O poeta e pesquisador paraense Paes Loureiro, ao se debruçar sobre a cultura amazônica, destaca alguns pontos que considera essenciais sobre o que é viver na região, dentre eles: o devaneio, a paisagem mítica e o lúdico presente no despertar imaginativo sobre os mistérios que rondam nossa fauna e flora. O curioso é refletir o quanto suas contemplações estão presentes no curta-metragem de Ana Lígia Pimentel. 

Gravado durante a pandemia no Refúgio Sumaúma, na Comunidade Nossa Senhora do Livramento, a 20 minutos de barco de Manaus, “Galeria Decolonial” é um passeio por um museu a céu aberto incrustado na floresta amazônica. Não apenas por sua mise-en-scene evidenciar essa proposta, mas também pelo olhar apurado e estético como Pimentel fotografa este projeto. Somos convidados a adentrar e enxergar nossas paisagens como verdadeiras obras de arte e, assim, mergulhar em nossa própria expressão artística. 

Um artista amazônico

A galeria se alimenta de obras do artista plástico parintinense Luiz Salgado, que também aparece como o guia do público pelo museu natural. Suas pinturas em parceria com a direção de arte criam um diálogo entre a produção cultural e a vida na Amazônia, funcionando quase como um espelho, como bem indica os reflexos invertidos captados por Pimentel, e uma complementaridade dos símbolos regionais.

O Teatro Amazonas, o boi bumbá, a arara azul, todas as peças selecionadas retratam aspectos cotidianos da cultura cabocla, que escoam ainda na presença e no som das crianças brincando no rio. Ana Lígia Pimentel recorre a um olhar íntimo, cuidadoso e de pertencimento para enaltecer a Amazônia e o processo artístico regional. Prova disso é sua recriação de “O Pensador”, escultura clássica do francês Auguste Rodin a qual acentua não apenas o ambiente, mas principalmente a corporeidade e a ancestralidade. 

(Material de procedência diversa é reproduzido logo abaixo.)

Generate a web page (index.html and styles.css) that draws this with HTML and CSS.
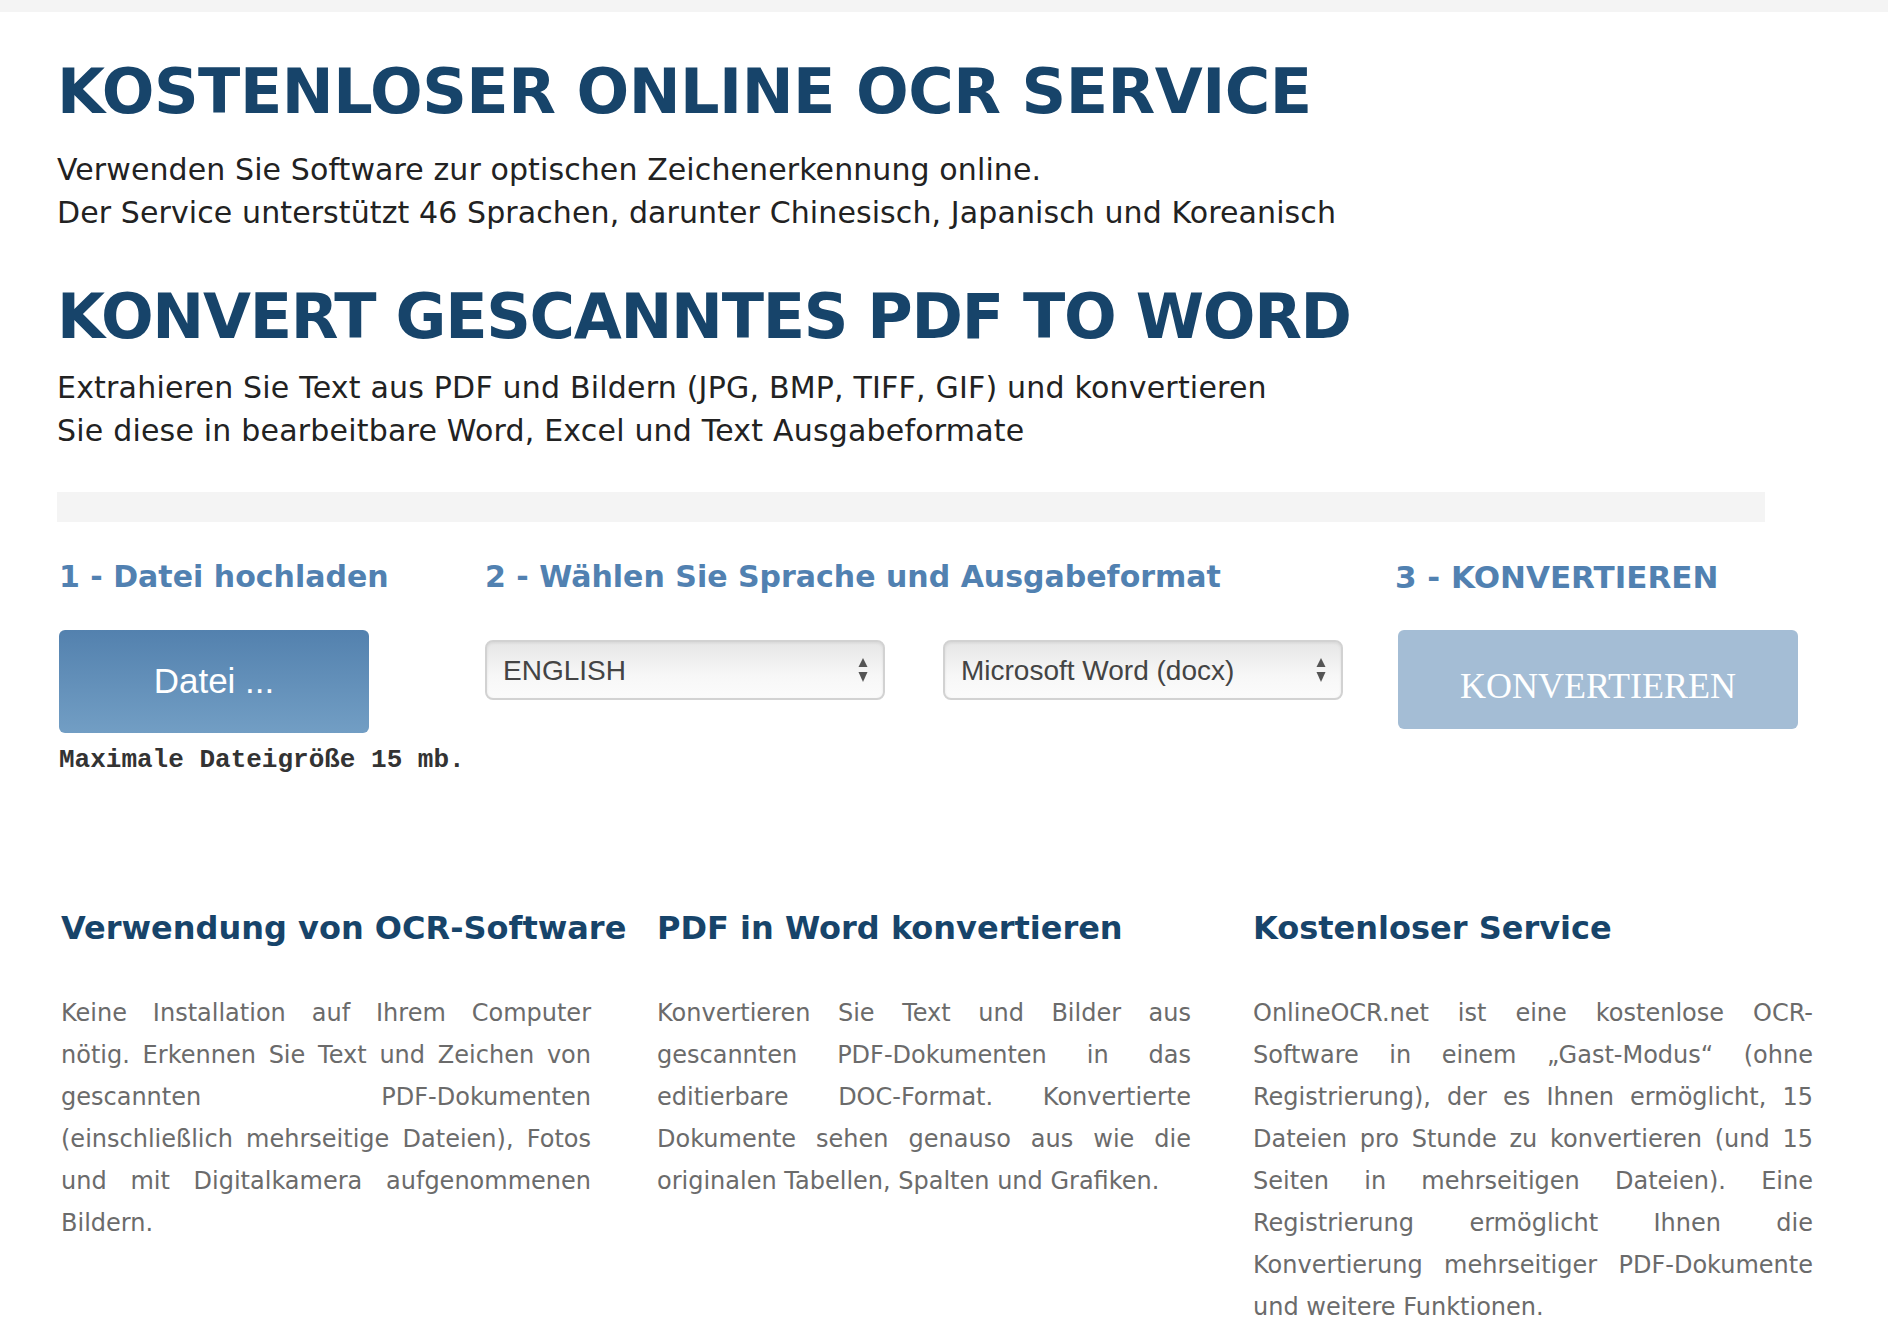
FILE: index.html
```html
<!DOCTYPE html>
<html lang="de">
<head>
<meta charset="utf-8">
<title>Kostenloser Online OCR Service</title>
<link rel="stylesheet" href="styles.css">
</head>
<body>
<div class="topbar"></div>
<main class="page">
  <h1 class="title title-1">KOSTENLOSER ONLINE OCR SERVICE</h1>
  <p class="lead lead-1">Verwenden Sie Software zur optischen Zeichenerkennung online.<br>Der Service unterstützt 46 Sprachen, darunter Chinesisch, Japanisch und Koreanisch</p>
  <h1 class="title title-2">KONVERT GESCANNTES PDF TO WORD</h1>
  <p class="lead lead-2">Extrahieren Sie Text aus PDF und Bildern (JPG, BMP, TIFF, GIF) und konvertieren<br>Sie diese in bearbeitbare Word, Excel und Text Ausgabeformate</p>
  <div class="divider"></div>

  <section class="steps">
    <div class="step step-upload">
      <h3 class="step-title">1 - Datei hochladen</h3>
      <div class="btn-file">Datei ...</div>
      <div class="maxsize">Maximale Dateigröße 15 mb.</div>
    </div>
    <div class="step step-options">
      <h3 class="step-title">2 - Wählen Sie Sprache und Ausgabeformat</h3>
      <div class="selects">
        <div class="select">
          <span class="select-text">ENGLISH</span>
          <svg class="select-arrow" width="10" height="26" viewBox="0 0 10 26"><path d="M5 0 L9.5 9 L0.5 9 Z" fill="#555"/><path d="M0.5 14 L9.5 14 L5 24 Z" fill="#555"/></svg>
        </div>
        <div class="select">
          <span class="select-text">Microsoft Word (docx)</span>
          <svg class="select-arrow" width="10" height="26" viewBox="0 0 10 26"><path d="M5 0 L9.5 9 L0.5 9 Z" fill="#555"/><path d="M0.5 14 L9.5 14 L5 24 Z" fill="#555"/></svg>
        </div>
      </div>
    </div>
    <div class="step step-convert">
      <h3 class="step-title step-title-wide">3 - KONVERTIEREN</h3>
      <button class="btn-convert" type="button">KONVERTIEREN</button>
    </div>
  </section>

  <section class="features">
    <div class="feature">
      <h2 class="feature-title">Verwendung von OCR-Software</h2>
      <p class="feature-text feature-text-narrow">Keine Installation auf Ihrem Computer nötig. Erkennen Sie Text und Zeichen von gescannten PDF-Dokumenten (einschließlich mehrseitige Dateien), Fotos und mit Digitalkamera aufgenommenen Bildern.</p>
    </div>
    <div class="feature">
      <h2 class="feature-title">PDF in Word konvertieren</h2>
      <p class="feature-text">Konvertieren Sie Text und Bilder aus gescannten PDF-Dokumenten in das editierbare DOC-Format. Konvertierte Dokumente sehen genauso aus wie die originalen Tabellen, Spalten und Grafiken.</p>
    </div>
    <div class="feature">
      <h2 class="feature-title">Kostenloser Service</h2>
      <p class="feature-text">OnlineOCR.net ist eine kostenlose OCR-Software in einem „Gast-Modus“ (ohne Registrierung), der es Ihnen ermöglicht, 15 Dateien pro Stunde zu konvertieren (und 15 Seiten in mehrseitigen Dateien). Eine Registrierung ermöglicht Ihnen die Konvertierung mehrseitiger PDF-Dokumente und weitere Funktionen.</p>
    </div>
  </section>
</main>
</body>
</html>
```

FILE: styles.css
```css
html, body {
  margin: 0;
  padding: 0;
  background: #ffffff;
}

body {
  font-family: "DejaVu Sans", Verdana, sans-serif;
  color: #222222;
}

.topbar {
  height: 12px;
  background: #f4f4f4;
}

.page {
  padding: 0 0 40px 57px;
}

.title {
  margin: 44px 0 0 0;
  font-size: 62px;
  line-height: 72px;
  font-weight: bold;
  color: #17446a;
  letter-spacing: -0.5px;
}

.title-2 {
  margin-top: 47px;
  letter-spacing: -1.3px;
}

.lead {
  margin: 21px 0 0 0;
  font-size: 30px;
  line-height: 42.5px;
  color: #222222;
  letter-spacing: 0.1px;
}

.lead-2 {
  margin-top: 14px;
  letter-spacing: 0.2px;
}

.divider {
  margin-top: 40px;
  width: 1708px;
  height: 30px;
  background: #f4f4f4;
}

.steps {
  display: flex;
  margin-top: 37px;
  padding-left: 2px;
}

.step-title {
  margin: 0;
  font-size: 30px;
  line-height: 36px;
  font-weight: bold;
  color: #5181b1;
  white-space: nowrap;
}

.step-title-wide {
  font-size: 31px;
}

.step-upload {
  width: 426px;
}

.step-options {
  width: 910px;
}

.btn-file {
  margin-top: 35px;
  width: 310px;
  height: 103px;
  border-radius: 6px;
  background: linear-gradient(to bottom, #5381ae 0%, #729ec4 100%);
  color: #ffffff;
  font-family: "Liberation Sans", Arial, sans-serif;
  font-size: 35px;
  display: flex;
  align-items: center;
  justify-content: center;
  box-sizing: border-box;
  padding-bottom: 2px;
}

.maxsize {
  margin-top: 12px;
  font-family: "Liberation Mono", "Courier New", monospace;
  font-weight: bold;
  font-size: 26px;
  line-height: 30px;
  color: #333333;
  white-space: nowrap;
}

.selects {
  display: flex;
  gap: 58px;
  margin-top: 45px;
}

.select {
  box-sizing: border-box;
  width: 400px;
  height: 60px;
  border: 2px solid #d2d2d2;
  border-radius: 8px;
  background: linear-gradient(to bottom, #e6e6e6 0%, #f7f7f7 60%, #fbfbfb 100%);
  box-shadow: inset 0 1px 3px rgba(0, 0, 0, 0.08);
  display: flex;
  align-items: center;
  justify-content: space-between;
  padding: 0 15px 0 16px;
  font-family: "Liberation Sans", Arial, sans-serif;
  font-size: 28px;
  color: #444444;
}

.select-text {
  padding-top: 1px;
}

.select-arrow {
  display: block;
  margin-top: 2px;
}

.step-convert {
  display: flex;
  flex-direction: column;
}

.btn-convert {
  margin: 35px 0 0 3px;
  width: 400px;
  height: 99px;
  border: none;
  border-radius: 6px;
  background: #a4bdd5;
  color: #ffffff;
  font-family: "Liberation Serif", "Times New Roman", serif;
  font-size: 36px;
  padding: 12px 0 0 0;
  text-align: center;
}

.features {
  display: grid;
  grid-template-columns: 534px 534px 560px;
  column-gap: 62px;
  margin-top: 135px;
  padding-left: 4px;
}

.feature-title {
  margin: 0;
  font-size: 32px;
  line-height: 36px;
  font-weight: bold;
  color: #17446a;
  white-space: nowrap;
}

.feature-text {
  margin: 46px 0 0 0;
  font-size: 24px;
  line-height: 42px;
  color: #6b6b6b;
  text-align: justify;
}

.feature-text-narrow {
  margin-right: 4px;
}
```
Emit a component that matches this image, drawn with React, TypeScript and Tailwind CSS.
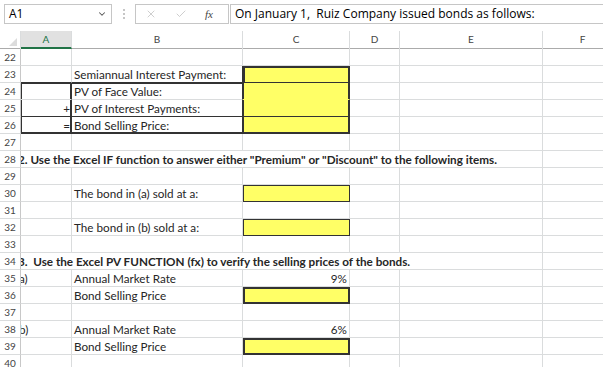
import { ChevronDown, X, Check } from 'lucide-react'

type Cell = {
  text?: string
  cls?: string
  inner?: string
}

const YEL = 'bg-[#ffff66]'
const GRID = 'border-r border-b border-[#dadcdd]'

const cols = ['A', 'B', 'C', 'D', 'E', 'F']

function GridRow({ num, cells, full }: { num: number; cells?: Cell[]; full?: React.ReactNode }) {
  return (
    <div className="grid grid-cols-[21px_51px_171px_107px_50px_143px_80px] h-[17px]">
      <div className="border-r border-b border-[#c8c8c8] border-b-[#dadcdd] text-[10px] leading-[16px] text-[#444] text-center">
        {num}
      </div>
      {full}
      {!full &&
        cols.map((c, i) => {
          const cell = cells?.[i] ?? {}
          return (
            <div key={c} className={`${GRID} overflow-hidden whitespace-nowrap leading-[16px] ${cell.cls ?? ''}`}>
              {cell.text && <span className={cell.inner ?? 'pl-[2px]'}>{cell.text}</span>}
            </div>
          )
        })}
    </div>
  )
}

export default function App() {
  const blank: Cell[] = []
  return (
    <div className="w-[603px] h-[367px] overflow-hidden bg-white text-[#262626] font-['Lato','Liberation_Sans',sans-serif] text-[11.7px]">
      {/* formula bar */}
      <div className="h-[31px] flex items-start pt-[4px] font-['Open_Sans','Liberation_Sans',sans-serif]">
        <div className="ml-[4px] w-[108px] h-[20px] border border-[#c6c6c6] flex items-center justify-between pl-[4px] pr-[4px] text-[12px] text-black">
          <span>A1</span>
          <ChevronDown size={10} strokeWidth={2.5} className="text-[#555]" />
        </div>
        <div className="w-[23px] h-[20px] flex flex-col items-center justify-center gap-[2px]">
          <span className="w-[2px] h-[2px] bg-[#c6c6c6]" />
          <span className="w-[2px] h-[2px] bg-[#c6c6c6]" />
          <span className="w-[2px] h-[2px] bg-[#c6c6c6]" />
        </div>
        <div className="w-[94px] h-[20px] border border-[#c6c6c6] flex items-center pl-[9px] gap-[18px]">
          <X size={12} strokeWidth={1.5} className="text-[#bdbdbd]" />
          <Check size={12} strokeWidth={1.5} className="text-[#bdbdbd]" />
          <span className="italic font-['Liberation_Serif',serif] text-[11px] text-[#444]">fx</span>
        </div>
        <div className="flex-1 h-[20px] ml-[1px] border border-r-0 border-[#c6c6c6] flex items-center pl-[4px] text-[12px] text-black whitespace-nowrap">
          On January 1,&nbsp; Ruiz Company issued bonds as follows:
        </div>
      </div>

      {/* column headers */}
      <div className="grid grid-cols-[21px_51px_171px_107px_50px_143px_80px] h-[18px] border-b border-[#ababab] text-[10px] text-[#444] leading-[16px]">
        <div className="border-r border-[#dadcdd] flex items-end justify-end pr-[3px] pb-[3px]">
          <div className="w-0 h-0 border-l-[8px] border-l-transparent border-b-[8px] border-b-[#dcdcdc]" />
        </div>
        {cols.map((c) => (
          <div
            key={c}
            className={`border-r border-[#dadcdd] text-center ${c === 'A' ? 'bg-[#e1e1e1] border-b-2 border-b-[#217346] text-[#217346]' : ''}`}
          >
            {c}
          </div>
        ))}
      </div>

      <GridRow num={22} cells={blank} />
      <GridRow
        num={23}
        cells={[
          { cls: 'border-b-[#333]' },
          { text: 'Semiannual Interest Payment:', cls: 'border-b-[#333] border-r-[#333]' },
          { cls: `${YEL} border-r-[#333] border-b-[#333] shadow-[inset_2px_2px_0_#333,inset_-1px_0_0_#333]` },
        ]}
      />
      <GridRow
        num={24}
        cells={[
          { cls: 'border-r-[#333] shadow-[inset_1px_1px_0_#333,inset_-1px_0_0_#333]' },
          { text: 'PV of Face Value:', cls: 'border-r-[#333] shadow-[inset_0_1px_0_#333]' },
          { cls: `${YEL} border-r-[#333] border-b-[#ffff66] shadow-[inset_1px_0_0_#333,inset_-1px_0_0_#333]` },
        ]}
      />
      <GridRow
        num={25}
        cells={[
          { text: '+', cls: 'text-right border-r-[#333] border-b-[#333] shadow-[inset_1px_0_0_#333,inset_-1px_0_0_#333]', inner: 'pr-[1px]' },
          { text: 'PV of Interest Payments:', cls: 'border-r-[#333] border-b-[#333]' },
          { cls: `${YEL} border-r-[#333] border-b-[#333] shadow-[inset_1px_0_0_#333,inset_-1px_0_0_#333]` },
        ]}
      />
      <GridRow
        num={26}
        cells={[
          { text: '=', cls: 'text-right border-r-[#333] border-b-[#333] shadow-[inset_1px_0_0_#333,inset_-1px_-1px_0_#333]', inner: 'pr-[1px]' },
          { text: 'Bond Selling Price:', cls: 'border-r-[#333] border-b-[#333] shadow-[inset_0_-1px_0_#333]' },
          { cls: `${YEL} border-r-[#333] border-b-[#333] shadow-[inset_1px_0_0_#333,inset_-1px_-1px_0_#333]` },
        ]}
      />
      <GridRow num={27} cells={blank} />
      <GridRow
        num={28}
        full={
          <>
            <div className="col-span-5 border-r border-b border-[#dadcdd] overflow-hidden whitespace-nowrap leading-[16px] font-bold">
              <span className="-ml-[3px] inline-block">2. Use the Excel IF function to answer either "Premium" or "Discount" to the following items.</span>
            </div>
            <div className={GRID} />
          </>
        }
      />
      <GridRow num={29} cells={blank} />
      <GridRow
        num={30}
        cells={[
          {},
          { text: 'The bond in (a) sold at a:' },
          { cls: `${YEL} border-r-[#333] border-b-[#333] shadow-[inset_1px_1px_0_#333]` },
        ]}
      />
      <GridRow num={31} cells={blank} />
      <GridRow
        num={32}
        cells={[
          {},
          { text: 'The bond in (b) sold at a:' },
          { cls: `${YEL} border-r-[#333] border-b-[#333] shadow-[inset_1px_1px_0_#333]` },
        ]}
      />
      <GridRow num={33} cells={blank} />
      <GridRow
        num={34}
        full={
          <>
            <div className="col-span-5 border-r border-b border-[#dadcdd] overflow-hidden whitespace-nowrap leading-[16px] font-bold">
              <span className="-ml-[3px] inline-block">3.&nbsp; Use the Excel PV FUNCTION (fx) to verify the selling prices of the bonds.</span>
            </div>
            <div className={GRID} />
          </>
        }
      />
      <GridRow
        num={35}
        cells={[
          { text: 'a)', inner: '-ml-[2px] inline-block' },
          { text: 'Annual Market Rate' },
          { text: '9%', cls: 'text-right', inner: 'pr-[2px]' },
        ]}
      />
      <GridRow
        num={36}
        cells={[
          {},
          { text: 'Bond Selling Price' },
          { cls: `${YEL} border-r-[#333] border-b-[#333] shadow-[inset_2px_2px_0_#333,inset_-1px_-1px_0_#333]` },
        ]}
      />
      <GridRow num={37} cells={blank} />
      <GridRow
        num={38}
        cells={[
          { text: 'b)', inner: '-ml-[2px] inline-block' },
          { text: 'Annual Market Rate' },
          { text: '6%', cls: 'text-right', inner: 'pr-[2px]' },
        ]}
      />
      <GridRow
        num={39}
        cells={[
          {},
          { text: 'Bond Selling Price' },
          { cls: `${YEL} border-r-[#333] border-b-[#333] shadow-[inset_2px_2px_0_#333,inset_-1px_-1px_0_#333]` },
        ]}
      />
      <GridRow num={40} cells={blank} />
    </div>
  )
}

Neste aspecto, há algo que é impresso no filme de maneira sútil: a relação da arte com o tempo e de ambos com a territorialidade. Como se o decorrer tênue do tempo amazônico dialogasse com o fazer artístico. Ao mesmo tempo, as poesias narradas no último bloco por Selton Mello indicam a efemeridade da vida na região, em uma conversa direta com os grupos etários presentes no curta-metragem. Assim, os ribeirinhos representados por crianças, adultos e idosos se tornam transitórios em meio a natureza e a arte. Não à toa, “Galeria decolonial” abre com um frame que, em muitas culturas, representa um rito de passagem e despedida. 

Ana Lígia Pimentel entrega um filme, como seu próprio título indica, decolonial e lindamente amazônico, no qual as paisagens e a visualidade dialogam com o processo artístico e a expressão artística amazonense, sem a necessidade de apelar para o exótico ou utilizar meramente a natureza sem haver uma ponte com seus habitantes. Precisamos de mais olhares regionais e sobre nossa região assim.